Dataset excerpt>
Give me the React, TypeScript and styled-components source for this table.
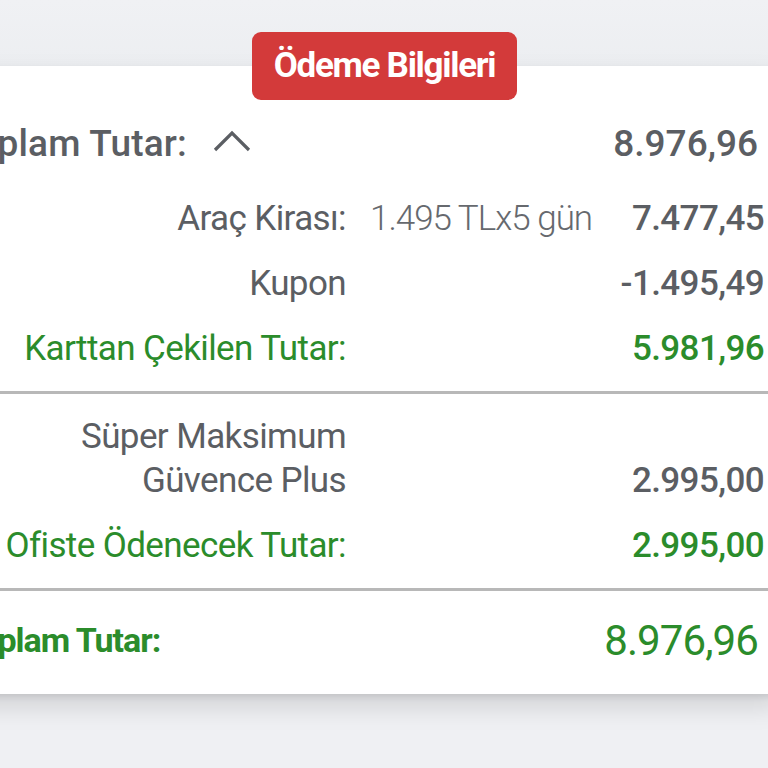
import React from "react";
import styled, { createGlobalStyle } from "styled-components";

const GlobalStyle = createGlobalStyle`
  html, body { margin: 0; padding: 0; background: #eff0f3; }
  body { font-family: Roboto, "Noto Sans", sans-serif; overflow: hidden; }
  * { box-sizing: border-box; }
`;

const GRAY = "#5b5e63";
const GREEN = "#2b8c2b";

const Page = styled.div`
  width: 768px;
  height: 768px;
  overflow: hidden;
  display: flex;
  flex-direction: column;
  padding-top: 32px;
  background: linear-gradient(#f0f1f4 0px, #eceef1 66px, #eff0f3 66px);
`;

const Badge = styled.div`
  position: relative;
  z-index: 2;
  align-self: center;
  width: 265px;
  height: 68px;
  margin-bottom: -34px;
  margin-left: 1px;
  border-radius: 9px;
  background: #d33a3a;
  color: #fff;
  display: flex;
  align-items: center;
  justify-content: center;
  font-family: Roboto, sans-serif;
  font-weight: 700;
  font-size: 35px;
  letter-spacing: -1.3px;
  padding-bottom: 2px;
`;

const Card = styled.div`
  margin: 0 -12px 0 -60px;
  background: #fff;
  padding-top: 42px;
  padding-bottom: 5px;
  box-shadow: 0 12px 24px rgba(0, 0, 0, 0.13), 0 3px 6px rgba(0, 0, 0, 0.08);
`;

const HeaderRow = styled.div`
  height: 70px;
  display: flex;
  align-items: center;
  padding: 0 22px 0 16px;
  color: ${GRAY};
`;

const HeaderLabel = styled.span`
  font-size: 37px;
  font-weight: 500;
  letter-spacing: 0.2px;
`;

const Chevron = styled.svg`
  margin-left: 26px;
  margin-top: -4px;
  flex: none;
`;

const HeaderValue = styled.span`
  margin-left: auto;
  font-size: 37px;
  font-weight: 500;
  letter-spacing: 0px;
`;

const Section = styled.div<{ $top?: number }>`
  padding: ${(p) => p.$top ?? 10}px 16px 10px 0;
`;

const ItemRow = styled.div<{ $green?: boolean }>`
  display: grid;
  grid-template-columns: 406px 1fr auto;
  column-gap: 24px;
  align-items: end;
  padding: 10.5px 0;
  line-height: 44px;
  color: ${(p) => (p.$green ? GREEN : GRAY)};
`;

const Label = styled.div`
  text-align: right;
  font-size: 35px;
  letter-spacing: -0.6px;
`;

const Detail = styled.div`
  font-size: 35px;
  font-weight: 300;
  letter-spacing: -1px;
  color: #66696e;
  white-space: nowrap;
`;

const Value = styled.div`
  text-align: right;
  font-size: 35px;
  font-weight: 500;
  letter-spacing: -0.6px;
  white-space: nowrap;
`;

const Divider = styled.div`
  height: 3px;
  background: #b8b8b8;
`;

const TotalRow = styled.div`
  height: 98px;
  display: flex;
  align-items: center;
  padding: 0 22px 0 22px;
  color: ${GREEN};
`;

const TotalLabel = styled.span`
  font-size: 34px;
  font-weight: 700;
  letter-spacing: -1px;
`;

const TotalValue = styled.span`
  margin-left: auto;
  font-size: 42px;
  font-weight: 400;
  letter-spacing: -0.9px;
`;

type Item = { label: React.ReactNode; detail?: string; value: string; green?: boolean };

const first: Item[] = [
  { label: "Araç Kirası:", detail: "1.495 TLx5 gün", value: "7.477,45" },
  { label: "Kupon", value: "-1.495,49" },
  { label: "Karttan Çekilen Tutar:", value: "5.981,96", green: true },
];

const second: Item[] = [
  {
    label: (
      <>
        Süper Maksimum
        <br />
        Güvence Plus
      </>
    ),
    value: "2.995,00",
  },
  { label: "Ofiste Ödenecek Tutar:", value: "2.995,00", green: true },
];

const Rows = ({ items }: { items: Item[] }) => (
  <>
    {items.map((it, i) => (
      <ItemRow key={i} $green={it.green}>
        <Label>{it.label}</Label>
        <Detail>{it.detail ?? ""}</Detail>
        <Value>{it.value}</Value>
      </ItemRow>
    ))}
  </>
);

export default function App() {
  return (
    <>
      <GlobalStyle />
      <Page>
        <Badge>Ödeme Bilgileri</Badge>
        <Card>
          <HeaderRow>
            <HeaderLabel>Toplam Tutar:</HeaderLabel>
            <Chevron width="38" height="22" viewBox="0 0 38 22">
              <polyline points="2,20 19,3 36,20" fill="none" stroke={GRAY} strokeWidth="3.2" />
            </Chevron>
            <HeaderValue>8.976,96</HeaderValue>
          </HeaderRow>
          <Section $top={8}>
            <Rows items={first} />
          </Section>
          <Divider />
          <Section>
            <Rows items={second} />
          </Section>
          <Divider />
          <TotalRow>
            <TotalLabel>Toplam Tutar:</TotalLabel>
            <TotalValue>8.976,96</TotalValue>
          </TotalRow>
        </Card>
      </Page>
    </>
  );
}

Exercise aim>
Which lines include the word "React"? List them all.

In response>
Give me the React, TypeScript and styled-components source for this table.
import React from "react";
type Item = { label: React.ReactNode; detail?: string; value: string; green?: boolean };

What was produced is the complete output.